Bringing Evidence into the Classroom

In New Mexico, a SEDL staff member is working with a reading coordinator from the Southwest Regional Education Cooperative to bring research-based strategies into the classroom. Through this work, the Center for High-Performing Schools brings research to practice by supporting teachers and reading coordinators and coaches to use research-based strategies to improve reading outcomes for their students.

“Our focus is about having our staff stay current in the latest research so they can make sure it’s included in the work they do with our clients.” –Robin Jarvis, Program Director of SEDL’s Education Systems Support program.Through the Center for High-Performing Schools, SEDL partners with schools and districts to improve teaching and learning and produce lasting changes in organizational cultures. Our staff members read the latest research and evaluate it in terms of its limitations, its applicability to different populations, the level of evidence it provides, and how it applies to the work we do.

Over the last two decades, research has clearly shown that professional development that involves a stand-alone presentation doesn’t really result in changed practice. In order to change practice, professional development should involve modeling and ongoing coaching for teachers. An excellent example of this approach is the work we are doing in New Mexico, where a SEDL staff member is working with a reading coordinator from the Southwest Regional Education Cooperative to bring research-based strategies into the classroom.

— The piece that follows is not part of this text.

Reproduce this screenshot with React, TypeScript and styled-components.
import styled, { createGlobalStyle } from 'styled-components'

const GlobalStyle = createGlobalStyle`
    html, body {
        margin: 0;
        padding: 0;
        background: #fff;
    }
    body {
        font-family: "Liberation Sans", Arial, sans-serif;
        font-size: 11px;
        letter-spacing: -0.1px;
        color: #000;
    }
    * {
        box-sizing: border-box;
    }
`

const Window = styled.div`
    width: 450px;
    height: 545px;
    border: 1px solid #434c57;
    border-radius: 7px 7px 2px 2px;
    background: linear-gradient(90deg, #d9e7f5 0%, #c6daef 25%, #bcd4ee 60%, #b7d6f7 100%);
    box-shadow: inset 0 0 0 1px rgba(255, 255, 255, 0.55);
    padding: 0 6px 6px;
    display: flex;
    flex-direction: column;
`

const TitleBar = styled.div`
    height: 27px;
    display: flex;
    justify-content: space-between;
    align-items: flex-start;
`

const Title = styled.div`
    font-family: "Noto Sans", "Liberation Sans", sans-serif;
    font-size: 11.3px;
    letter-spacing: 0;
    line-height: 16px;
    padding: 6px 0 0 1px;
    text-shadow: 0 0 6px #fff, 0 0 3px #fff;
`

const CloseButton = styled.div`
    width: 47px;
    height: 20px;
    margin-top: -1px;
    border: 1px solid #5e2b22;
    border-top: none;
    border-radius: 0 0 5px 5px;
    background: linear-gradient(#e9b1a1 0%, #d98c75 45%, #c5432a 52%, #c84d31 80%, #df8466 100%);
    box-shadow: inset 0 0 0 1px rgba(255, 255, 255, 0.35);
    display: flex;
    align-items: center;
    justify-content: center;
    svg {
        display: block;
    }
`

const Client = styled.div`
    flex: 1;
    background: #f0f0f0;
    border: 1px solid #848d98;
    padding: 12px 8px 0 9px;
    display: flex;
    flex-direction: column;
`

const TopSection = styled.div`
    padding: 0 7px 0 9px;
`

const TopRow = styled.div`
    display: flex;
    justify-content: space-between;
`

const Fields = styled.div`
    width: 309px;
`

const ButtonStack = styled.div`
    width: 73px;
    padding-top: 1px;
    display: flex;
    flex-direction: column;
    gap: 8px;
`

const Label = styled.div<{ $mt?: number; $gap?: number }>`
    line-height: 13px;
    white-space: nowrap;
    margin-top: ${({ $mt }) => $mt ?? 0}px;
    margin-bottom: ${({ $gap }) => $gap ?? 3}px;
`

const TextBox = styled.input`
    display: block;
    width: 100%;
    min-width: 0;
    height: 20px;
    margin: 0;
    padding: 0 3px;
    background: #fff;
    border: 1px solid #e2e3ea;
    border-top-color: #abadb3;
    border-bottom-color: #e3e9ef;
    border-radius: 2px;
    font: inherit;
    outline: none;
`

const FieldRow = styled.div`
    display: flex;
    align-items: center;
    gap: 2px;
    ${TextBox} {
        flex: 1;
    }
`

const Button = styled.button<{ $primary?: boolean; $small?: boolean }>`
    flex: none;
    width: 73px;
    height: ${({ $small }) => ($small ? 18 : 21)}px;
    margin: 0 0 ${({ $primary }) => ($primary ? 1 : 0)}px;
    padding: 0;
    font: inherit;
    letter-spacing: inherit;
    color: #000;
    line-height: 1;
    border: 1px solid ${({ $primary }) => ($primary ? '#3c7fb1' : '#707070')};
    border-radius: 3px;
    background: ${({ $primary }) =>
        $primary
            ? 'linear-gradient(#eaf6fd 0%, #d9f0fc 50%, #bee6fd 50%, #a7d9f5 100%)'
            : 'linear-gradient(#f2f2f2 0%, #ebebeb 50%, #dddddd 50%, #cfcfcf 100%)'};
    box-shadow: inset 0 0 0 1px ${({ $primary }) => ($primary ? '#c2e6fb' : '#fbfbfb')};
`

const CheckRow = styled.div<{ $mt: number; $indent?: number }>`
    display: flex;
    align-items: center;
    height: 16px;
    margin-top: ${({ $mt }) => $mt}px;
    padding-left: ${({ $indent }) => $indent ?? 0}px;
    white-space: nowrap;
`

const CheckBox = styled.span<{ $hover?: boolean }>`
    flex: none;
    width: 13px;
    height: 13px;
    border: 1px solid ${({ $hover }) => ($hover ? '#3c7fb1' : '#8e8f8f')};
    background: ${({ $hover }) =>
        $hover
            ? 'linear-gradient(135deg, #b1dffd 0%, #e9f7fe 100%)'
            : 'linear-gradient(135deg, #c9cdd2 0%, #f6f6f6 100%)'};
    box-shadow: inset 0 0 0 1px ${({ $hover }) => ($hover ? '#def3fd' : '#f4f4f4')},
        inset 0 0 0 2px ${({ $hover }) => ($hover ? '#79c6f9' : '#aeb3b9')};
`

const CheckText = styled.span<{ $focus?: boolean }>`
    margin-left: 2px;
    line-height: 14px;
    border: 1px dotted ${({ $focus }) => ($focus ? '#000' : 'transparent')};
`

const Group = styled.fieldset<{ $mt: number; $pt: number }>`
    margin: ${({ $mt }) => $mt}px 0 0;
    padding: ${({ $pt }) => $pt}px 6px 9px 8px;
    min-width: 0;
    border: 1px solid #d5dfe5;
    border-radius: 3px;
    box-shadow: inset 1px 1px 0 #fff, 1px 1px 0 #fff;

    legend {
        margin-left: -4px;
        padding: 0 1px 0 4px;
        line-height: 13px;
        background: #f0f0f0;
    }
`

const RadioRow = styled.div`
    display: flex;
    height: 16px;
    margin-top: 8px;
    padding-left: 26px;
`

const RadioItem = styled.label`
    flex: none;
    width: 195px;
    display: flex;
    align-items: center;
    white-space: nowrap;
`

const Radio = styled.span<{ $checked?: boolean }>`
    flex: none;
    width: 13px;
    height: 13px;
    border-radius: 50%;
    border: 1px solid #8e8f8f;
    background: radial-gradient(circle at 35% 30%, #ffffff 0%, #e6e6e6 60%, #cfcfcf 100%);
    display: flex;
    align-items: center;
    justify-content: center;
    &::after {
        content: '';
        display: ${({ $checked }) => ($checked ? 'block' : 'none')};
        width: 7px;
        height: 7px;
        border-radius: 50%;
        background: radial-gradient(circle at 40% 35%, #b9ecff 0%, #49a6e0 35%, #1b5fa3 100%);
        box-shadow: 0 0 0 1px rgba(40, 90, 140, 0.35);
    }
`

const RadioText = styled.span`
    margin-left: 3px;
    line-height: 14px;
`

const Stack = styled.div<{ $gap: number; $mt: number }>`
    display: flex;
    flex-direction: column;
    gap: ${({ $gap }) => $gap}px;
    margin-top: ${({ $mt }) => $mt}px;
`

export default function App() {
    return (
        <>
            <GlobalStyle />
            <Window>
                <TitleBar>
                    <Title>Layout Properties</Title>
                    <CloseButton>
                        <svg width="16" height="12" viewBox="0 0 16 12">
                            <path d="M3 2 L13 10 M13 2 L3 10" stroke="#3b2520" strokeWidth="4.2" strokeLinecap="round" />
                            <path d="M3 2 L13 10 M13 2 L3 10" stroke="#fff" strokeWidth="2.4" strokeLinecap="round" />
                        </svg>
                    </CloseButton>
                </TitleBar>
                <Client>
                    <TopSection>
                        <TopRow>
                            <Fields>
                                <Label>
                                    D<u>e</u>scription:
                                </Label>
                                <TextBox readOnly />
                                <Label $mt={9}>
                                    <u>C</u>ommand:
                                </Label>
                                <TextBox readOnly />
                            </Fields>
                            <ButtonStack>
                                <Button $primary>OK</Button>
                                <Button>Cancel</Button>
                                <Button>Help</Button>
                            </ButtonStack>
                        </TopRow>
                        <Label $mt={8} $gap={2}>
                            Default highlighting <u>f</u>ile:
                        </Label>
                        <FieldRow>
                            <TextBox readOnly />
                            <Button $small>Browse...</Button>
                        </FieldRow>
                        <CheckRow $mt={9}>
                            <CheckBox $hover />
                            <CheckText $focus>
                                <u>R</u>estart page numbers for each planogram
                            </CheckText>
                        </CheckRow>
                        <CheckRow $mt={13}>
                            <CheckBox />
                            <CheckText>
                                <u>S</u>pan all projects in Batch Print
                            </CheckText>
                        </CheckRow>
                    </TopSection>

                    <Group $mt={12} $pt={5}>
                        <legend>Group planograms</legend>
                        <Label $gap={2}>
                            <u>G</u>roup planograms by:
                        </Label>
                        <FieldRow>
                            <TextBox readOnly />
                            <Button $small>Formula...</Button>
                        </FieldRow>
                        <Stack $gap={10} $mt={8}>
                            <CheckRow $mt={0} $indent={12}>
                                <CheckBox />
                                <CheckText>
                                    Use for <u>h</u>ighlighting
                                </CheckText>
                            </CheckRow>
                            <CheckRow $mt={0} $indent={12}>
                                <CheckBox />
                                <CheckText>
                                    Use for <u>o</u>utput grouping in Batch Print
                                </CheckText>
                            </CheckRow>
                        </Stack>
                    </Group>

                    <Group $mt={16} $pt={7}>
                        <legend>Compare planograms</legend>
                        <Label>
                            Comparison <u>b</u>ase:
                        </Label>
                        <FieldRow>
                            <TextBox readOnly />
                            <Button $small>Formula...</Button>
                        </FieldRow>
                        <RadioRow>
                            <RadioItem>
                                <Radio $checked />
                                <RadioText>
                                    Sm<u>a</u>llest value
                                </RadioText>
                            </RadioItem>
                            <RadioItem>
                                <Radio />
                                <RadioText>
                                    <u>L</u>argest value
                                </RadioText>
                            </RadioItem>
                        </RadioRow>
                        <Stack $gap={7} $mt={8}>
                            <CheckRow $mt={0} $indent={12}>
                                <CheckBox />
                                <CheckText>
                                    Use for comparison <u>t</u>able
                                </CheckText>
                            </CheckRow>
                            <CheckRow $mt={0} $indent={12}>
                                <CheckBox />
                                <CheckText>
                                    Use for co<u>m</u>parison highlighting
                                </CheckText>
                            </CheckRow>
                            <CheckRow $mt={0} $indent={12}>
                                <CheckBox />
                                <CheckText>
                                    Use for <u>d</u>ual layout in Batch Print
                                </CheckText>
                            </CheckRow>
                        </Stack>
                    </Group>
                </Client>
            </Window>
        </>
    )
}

Every month, SEDL staff member Kathleen Theodore visits the schools and districts in the region with the regional reading coordinator from the cooperative. To introduce a new research-based strategy, Theodore conducts professional development sessions to model the strategy and talk with teachers about how they can implement the strategy in their classrooms. The next month, Theodore and the reading coordinator, along with the school-based reading coach if there is one, go into the classrooms and observe the teachers using the strategies with their students. Using a checklist that describes actions that indicate successful implementation of the strategy, they take notes on what they observe and use the information to provide feedback and coaching to the teacher later. Part of this process involves building the coaching skills of the regional reading coach and the school-based reading coaches.

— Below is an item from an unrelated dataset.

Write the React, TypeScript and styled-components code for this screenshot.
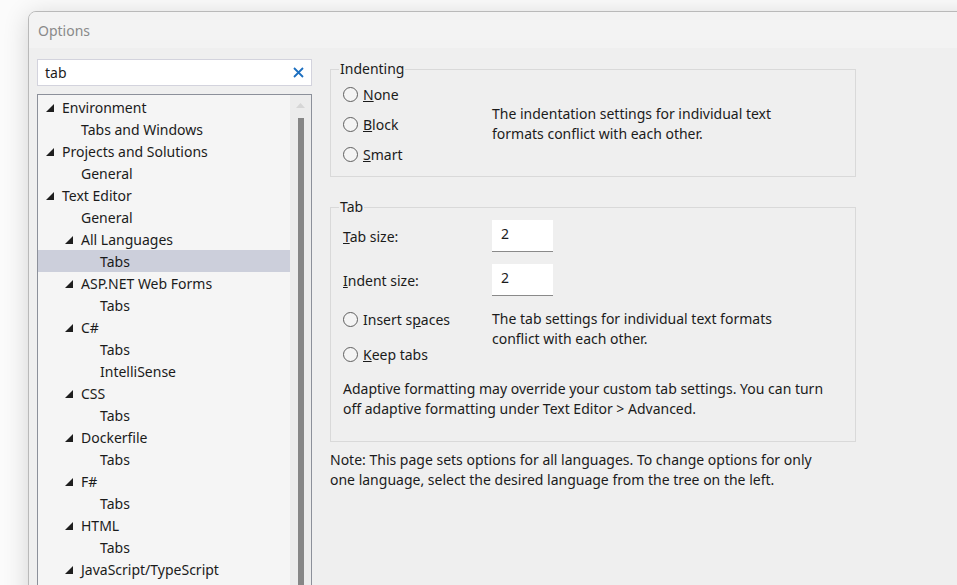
import styled, { createGlobalStyle } from "styled-components"

const GlobalStyle = createGlobalStyle`
  html, body {
    margin: 0;
    padding: 0;
    background: #ffffff;
    overflow: hidden;
  }
  * {
    box-sizing: border-box;
  }
`

const Page = styled.div`
  width: 957px;
  height: 585px;
  overflow: hidden;
  padding: 11px 0 0 28px;
  background: #fbfbfb;
  font-family: "Noto Sans", "Open Sans", sans-serif;
  font-size: 14px;
  color: #1b1b1b;
`

const Window = styled.div`
  width: 1000px;
  height: 640px;
  border: 1px solid #b9b9b9;
  border-radius: 8px 0 0 0;
  background: #efefef;
  box-shadow: 0 4px 26px rgba(0, 0, 0, 0.16);
  display: flex;
  flex-direction: column;
  overflow: hidden;
`

const TitleBar = styled.div`
  height: 36px;
  flex: none;
  display: flex;
  align-items: center;
  padding-left: 9px;
  background: #f3f3f3;
  color: #8a8a8a;
  font-size: 14px;
`

const Body = styled.div`
  flex: 1;
  display: flex;
  gap: 18px;
  padding: 0 0 0 8px;
`

const LeftPane = styled.div`
  width: 275px;
  flex: none;
  display: flex;
  flex-direction: column;
  gap: 8px;
  padding-top: 11px;
`

const Search = styled.div`
  height: 27px;
  display: flex;
  align-items: center;
  justify-content: space-between;
  padding: 0 7px 0 7px;
  background: #ffffff;
  border: 1px solid #d3d3dd;
  font-size: 14px;
`

const Tree = styled.div`
  flex: 1;
  display: flex;
  border: 1px solid #8c909a;
  background: #f5f5f5;
`

const Rows = styled.div`
  flex: 1;
  padding-top: 1px;
`

const Row = styled.div<{ $level: number; $selected?: boolean }>`
  height: 22px;
  display: flex;
  align-items: center;
  padding-left: ${(p) => 24 + p.$level * 19}px;
  background: ${(p) => (p.$selected ? "#cccfdb" : "transparent")};
  font-size: 14px;
  white-space: nowrap;
`

const Arrow = styled.svg`
  width: 8px;
  height: 8px;
  margin-left: -16px;
  margin-right: 8px;
  margin-top: 1px;
`

const ScrollTrack = styled.div`
  width: 21px;
  flex: none;
  display: flex;
  flex-direction: column;
  align-items: center;
  background: #ececec;
  padding-top: 8px;
  gap: 10px;
`

const ScrollThumb = styled.div`
  width: 6px;
  flex: 1;
  background: #868686;
`

const RightPane = styled.div`
  width: 526px;
  flex: none;
  padding-top: 11px;
  display: flex;
  flex-direction: column;
`

const Group = styled.fieldset<{ $pb: number; $mt?: number }>`
  margin: ${(p) => p.$mt ?? 0}px 0 0 0;
  padding: 0 12px ${(p) => p.$pb}px 12px;
  border: 1px solid #d9d9d9;
  min-width: 0;
`

const Legend = styled.legend`
  padding: 0 1px;
  margin-left: -4px;
  line-height: 20px;
  font-size: 14px;
`

const Split = styled.div<{ $mt?: number }>`
  display: flex;
  align-items: center;
  margin-top: ${(p) => p.$mt ?? 0}px;
`

const LeftCol = styled.div<{ $gap: number }>`
  width: 149px;
  flex: none;
  display: flex;
  flex-direction: column;
  gap: ${(p) => p.$gap}px;
`

const Radio = styled.label<{ $h: number }>`
  height: ${(p) => p.$h}px;
  display: flex;
  align-items: center;
  gap: 5px;
  font-size: 14px;
`

const Circle = styled.span`
  width: 15px;
  height: 15px;
  border-radius: 50%;
  border: 1px solid #5f5f5f;
  background: #f4f4f4;
  flex: none;
`

const Text = styled.div<{ $mt?: number }>`
  font-size: 14px;
  line-height: 20px;
  white-space: nowrap;
  margin-top: ${(p) => p.$mt ?? 0}px;
`

const FieldLabel = styled.div`
  width: 149px;
  flex: none;
  font-size: 14px;
`

const NumberBox = styled.div`
  width: 61px;
  height: 32px;
  background: #ffffff;
  border-bottom: 1px solid #8a8a8a;
  padding: 4px 0 0 9px;
  font-size: 14px;
`

const Note = styled.div`
  margin-top: 8px;
  font-size: 14px;
  line-height: 20px;
  white-space: nowrap;
`

type Node = { label: string; level: number; open?: boolean; selected?: boolean }

const nodes: Node[] = [
  { label: "Environment", level: 0, open: true },
  { label: "Tabs and Windows", level: 1 },
  { label: "Projects and Solutions", level: 0, open: true },
  { label: "General", level: 1 },
  { label: "Text Editor", level: 0, open: true },
  { label: "General", level: 1 },
  { label: "All Languages", level: 1, open: true },
  { label: "Tabs", level: 2, selected: true },
  { label: "ASP.NET Web Forms", level: 1, open: true },
  { label: "Tabs", level: 2 },
  { label: "C#", level: 1, open: true },
  { label: "Tabs", level: 2 },
  { label: "IntelliSense", level: 2 },
  { label: "CSS", level: 1, open: true },
  { label: "Tabs", level: 2 },
  { label: "Dockerfile", level: 1, open: true },
  { label: "Tabs", level: 2 },
  { label: "F#", level: 1, open: true },
  { label: "Tabs", level: 2 },
  { label: "HTML", level: 1, open: true },
  { label: "Tabs", level: 2 },
  { label: "JavaScript/TypeScript", level: 1, open: true },
]

function RadioItem({ h, k, rest, pre }: { h: number; k: string; rest: string; pre?: string }) {
  return (
    <Radio $h={h}>
      <Circle />
      <span>
        {pre}
        <u>{k}</u>
        {rest}
      </span>
    </Radio>
  )
}

export default function App() {
  return (
    <Page>
      <GlobalStyle />
      <Window>
        <TitleBar>Options</TitleBar>
        <Body>
          <LeftPane>
            <Search>
              <span>tab</span>
              <svg width="11" height="11" viewBox="0 0 11 11">
                <path d="M1 1L10 10M10 1L1 10" stroke="#1c6fc0" strokeWidth="1.8" />
              </svg>
            </Search>
            <Tree>
              <Rows>
                {nodes.map((n, i) => (
                  <Row key={i} $level={n.level} $selected={n.selected}>
                    {n.open && (
                      <Arrow viewBox="0 0 8 8">
                        <polygon points="8,0 8,8 0,8" fill="#1e1e1e" />
                      </Arrow>
                    )}
                    {n.label}
                  </Row>
                ))}
              </Rows>
              <ScrollTrack>
                <svg width="9" height="5" viewBox="0 0 9 5">
                  <polygon points="4.5,0 9,5 0,5" fill="#d6d6d6" />
                </svg>
                <ScrollThumb />
              </ScrollTrack>
            </Tree>
          </LeftPane>
          <RightPane>
            <Group $pb={7}>
              <Legend>Indenting</Legend>
              <Split>
                <LeftCol $gap={0}>
                  <RadioItem h={30} k="N" rest="one" />
                  <RadioItem h={30} k="B" rest="lock" />
                  <RadioItem h={30} k="S" rest="mart" />
                </LeftCol>
                <Text>
                  The indentation settings for individual text
                  <br />
                  formats conflict with each other.
                </Text>
              </Split>
            </Group>
            <Group $pb={22} $mt={20}>
              <Legend>Tab</Legend>
              <Split $mt={3}>
                <FieldLabel>
                  <u>T</u>ab size:
                </FieldLabel>
                <NumberBox>2</NumberBox>
              </Split>
              <Split $mt={12}>
                <FieldLabel>
                  <u>I</u>ndent size:
                </FieldLabel>
                <NumberBox>2</NumberBox>
              </Split>
              <Split $mt={13}>
                <LeftCol $gap={15}>
                  <RadioItem h={20} pre="Insert s" k="p" rest="aces" />
                  <RadioItem h={20} k="K" rest="eep tabs" />
                </LeftCol>
                <Text $mt={-15}>
                  The tab settings for individual text formats
                  <br />
                  conflict with each other.
                </Text>
              </Split>
              <Text $mt={15}>
                Adaptive formatting may override your custom tab settings. You can turn
                <br />
                off adaptive formatting under Text Editor &gt; Advanced.
              </Text>
            </Group>
            <Note>
              Note: This page sets options for all languages. To change options for only
              <br />
              one language, select the desired language from the tree on the left.
            </Note>
          </RightPane>
        </Body>
      </Window>
    </Page>
  )
}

As the work continues, additional strategies are identified and introduced based on data from student assessments. Because formal assessments are conducted relatively infrequently, Theodore provides a monthly report that describes what work was done during her visits, what progress has been made since her previous visit, the progress in the teachers’ implementation of the strategies, what strategies will be targeted in the next visit, and how those strategies are intended to address current issues. Through this work, the Center for High-Performing Schools brings research to practice by supporting teachers and reading coordinators and coaches to use research-based strategies to improve reading outcomes for their students.